Ryan’s offer stands out in our inbox because it’s from Ryan.

But there are plenty of other offers – in my inbox at least – that don’t stand out, and get ignored or deleted.


They’re not making a case for why I should care.

So – should those of us without six-figure lists and Frank Kern and Glenn Livingston on speed-dial throw-up-our-hands and resign ourselves to “second-string” status when it comes to sales?

Not necessarily.

We can command attention, too. We just have to use different tools. We can bring a more precise understanding of our customer’s journey to bear. We can make a better case.

Like one internet marketer you’ve probably never heard of. Who likely doesn’t even use the phrase “internet marketer”, much-less apply it to himself.

Like one Mr. Rener Gracie.

The Outsider

You probably haven’t heard-of him if you’re not a fan of MMA or Brazilian jiu jitsu. Gracie’s the heir apparent of the legacy of the creators of both. He’s a BJJ black-belt who runs one of the largest academies in the country – whose roster boasts students like Vince Vaughn – who travels the world teaching jiu jitsu seminars for civilians and law-enforcement, and who has one of the funniest channels on YouTube, with video send-ups of current events like this, or this.

Rener probably doesn’t think of himself as one of the savviest marketers on the internet – much-less as somebody whose videos should be studied and emulated by copywriters – but maybe he should.

For instance, take a look at this Rener video, which I transcribed some of…


What’s up you guys?

Rener Gracie here at the Gracie academy, and we’re going to talk about some guillotine details…

…that are gonna change your life.

But before we do, we have to answer one very common question that’s been coming at me…lately: what’s the difference between regular jiu jitsu seminars…

…and these mastery seminars that we’ve been hyping?

Huuuuuuuuuuuuuge difference, my friends.

I’ve been to hundreds of jiu jitsu seminars with all kinds of amazing instructors over-the-years, and more-often-than-not, the students who come to the seminars leave more confused than when they showed up.

With the Mastery Seminars, they leave enlightened.

What’s the difference?

Regular seminars are based on questions, and made-up techniques on the spot…

Mastery seminars are based on a principle.

Let’s say you were in a house, and you were looking out a window to the back yard, and there was a tree, and you were asked to draw that tree.

If you have one window, you have one perspective on that tree.

If you have eight windows to look at the same tree from, you have a…much more complete understanding of the exact-same tree.

That’s what we try to accomplish in these Mastery Seminars: we choose a topic, and we want you to leave with an understanding of the principle that drives that topic. A 100% understanding of that principle…

…more-so than just a buffet of fun…random techniques.

It’s so crazy how much more you can accomplish when you stick to one topic, and you analyze it from multiple angles.

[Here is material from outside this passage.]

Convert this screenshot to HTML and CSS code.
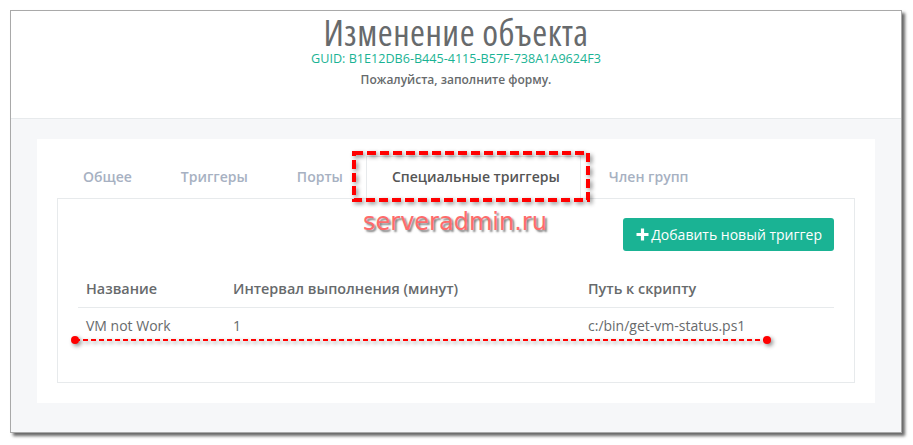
FILE: index.html
```html
<!DOCTYPE html>
<html lang="ru">
<head>
    <meta charset="UTF-8">
    <meta name="viewport" content="width=device-width, initial-scale=1.0">
    <title>Изменение объекта</title>

    <!-- CSS Styles -->
    <link rel="stylesheet" href="styles.css">
</head>
<body>

    <div class="frame">
        <!-- Page heading -->
        <div class="page-heading">
            <h2>Изменение объекта</h2>
            <div class="guid">GUID: B1E12DB6-B445-4115-B57F-738A1A9624F3</div>
            <div class="hint">Пожалуйста, заполните форму.</div>
        </div>

        <!-- Content -->
        <div class="wrapper">
            <div class="tabs-container">
                <ul class="nav-tabs">
                    <li><a>Общее</a></li>
                    <li><a>Триггеры</a></li>
                    <li><a>Порты</a></li>
                    <li class="active"><a>Специальные триггеры</a></li>
                    <li><a>Член групп</a></li>
                </ul>

                <div class="tab-pane">
                    <div class="toolbar">
                        <button class="btn-add">
                            <svg width="13" height="13" viewBox="0 0 13 13"><path d="M6.5 0.5v12M0.5 6.5h12" stroke="#fff" stroke-width="3.2"/></svg>
                            Добавить новый триггер
                        </button>
                    </div>

                    <table>
                        <thead>
                            <tr>
                                <th class="col-name">Название</th>
                                <th class="col-interval">Интервал выполнения (минут)</th>
                                <th>Путь к скрипту</th>
                            </tr>
                        </thead>
                        <tbody>
                            <tr>
                                <td>VM not Work</td>
                                <td>1</td>
                                <td>c:/bin/get-vm-status.ps1</td>
                            </tr>
                        </tbody>
                    </table>
                </div>
            </div>
        </div>

        <!-- Annotations drawn over the screenshot -->
        <svg class="mark-box" width="238" height="51" viewBox="0 0 238 51">
            <rect x="2" y="2" width="234" height="47" fill="none" stroke="#ff0000" stroke-width="4" stroke-dasharray="9 4"/>
        </svg>
        <div class="watermark">serveradmin.ru</div>
        <svg class="mark-line" width="710" height="16" viewBox="0 0 710 16">
            <line x1="8" y1="8" x2="700" y2="8" stroke="#ff0000" stroke-width="2" stroke-dasharray="5 3"/>
            <circle cx="8" cy="8" r="4" fill="#ff0000"/>
            <circle cx="700" cy="8" r="4" fill="#ff0000"/>
        </svg>
    </div>

</body>
</html>
```

FILE: styles.css
```css
/* Reset styles */
* {
    margin: 0;
    padding: 0;
    box-sizing: border-box;
}

body {
    font-family: 'Open Sans', sans-serif;
    font-size: 13px;
    color: #676a6c;
    background: #fff;
    padding: 10px;
}

/* Screenshot frame */
.frame {
    position: relative;
    width: 892px;
    height: 423px;
    border: 1px solid #a9a9a9;
    box-shadow: 3px 3px 3px rgba(0, 0, 0, 0.6);
    background: #fff;
    display: flex;
    flex-direction: column;
}

/* Heading */
.page-heading {
    height: 108px;
    border-bottom: 1px solid #e7eaec;
    text-align: center;
    padding-top: 4px;
}

.page-heading h2 {
    font-size: 36px;
    font-weight: 400;
    font-stretch: 75%;
    letter-spacing: 0.5px;
    line-height: 36px;
    color: #676a6c;
}

.guid {
    font-size: 12.6px;
    line-height: 16px;
    color: #1ab394;
}

.hint {
    margin-top: 5px;
    font-size: 12px;
    font-weight: 600;
    line-height: 16px;
    color: #676a6c;
}

/* Content */
.wrapper {
    flex: 1;
    background: #f6f7f9;
    padding: 20px 26px 29px 26px;
}

.tabs-container {
    background: #fff;
    height: 100%;
    padding: 17px 20px 20px 20px;
}

.nav-tabs {
    list-style: none;
    display: flex;
    border-bottom: 1px solid #e7eaec;
}

.nav-tabs li {
    margin-right: 2px;
    margin-bottom: -1px;
}

.nav-tabs a {
    display: block;
    padding: 10px 20px 11px 25px;
    line-height: 20px;
    font-size: 14px;
    font-weight: 600;
    color: #a7b1c2;
    border: 1px solid transparent;
}

.nav-tabs .active a {
    color: #555;
    background: #fff;
    border-color: #e7eaec #e7eaec transparent;
}

.tab-pane {
    border: 1px solid #e7eaec;
    border-top: 0;
    padding: 19px 20px 20px 20px;
}

.toolbar {
    display: flex;
    justify-content: flex-end;
}

.btn-add {
    display: flex;
    align-items: center;
    gap: 2px;
    height: 33px;
    padding: 0 12px 0 13px;
    background: #1ab394;
    color: #fff;
    border: 0;
    border-radius: 3px;
    font-family: 'Open Sans', sans-serif;
    font-size: 14px;
}

table {
    width: 100%;
    border-collapse: collapse;
    margin: 20px 0 18px;
}

th, td {
    text-align: left;
    padding: 8px;
    line-height: 20px;
    font-size: 14px;
}

th {
    font-size: 14.4px;
    font-weight: 600;
    color: #676a6c;
    border-bottom: 1px solid #e7eaec;
}

td {
    color: #676a6c;
}

.col-name {
    width: 147px;
}

.col-interval {
    width: 355px;
}

/* Annotations */
.mark-box {
    position: absolute;
    left: 341px;
    top: 140px;
    filter: drop-shadow(2px 2px 2px rgba(0, 0, 0, 0.45));
}

.watermark {
    position: absolute;
    left: 352px;
    top: 197px;
    font-family: 'DejaVu Sans', sans-serif;
    font-size: 24px;
    line-height: 28px;
    color: #ff6b6b;
    text-shadow: 2px 2px 2px rgba(0, 0, 0, 0.5);
}

.mark-line {
    position: absolute;
    left: 56px;
    top: 321px;
    filter: drop-shadow(2px 2px 2px rgba(0, 0, 0, 0.45));
}
```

In fact, we often go-so-far-as-to-say that in one Mastery Seminar…you can actually get one month of technical progress.


I don’t know if Rener’s had marketing coaching, but he’s deploying a handful of copywriting best-practices better than most professional copywriters:

  • The open-loop in the first sentence.
  • The “here’s what’s wrong with most seminars” structure to meet an audience who have likely seen a lot of ads for seminars, where-they-are.
  • The “one group gets bad results; the other gets good ones” dichotomy from such copywriting staples as the Wall Street Journal “two men” ad.

Above-all, though, he’s making a case for his product.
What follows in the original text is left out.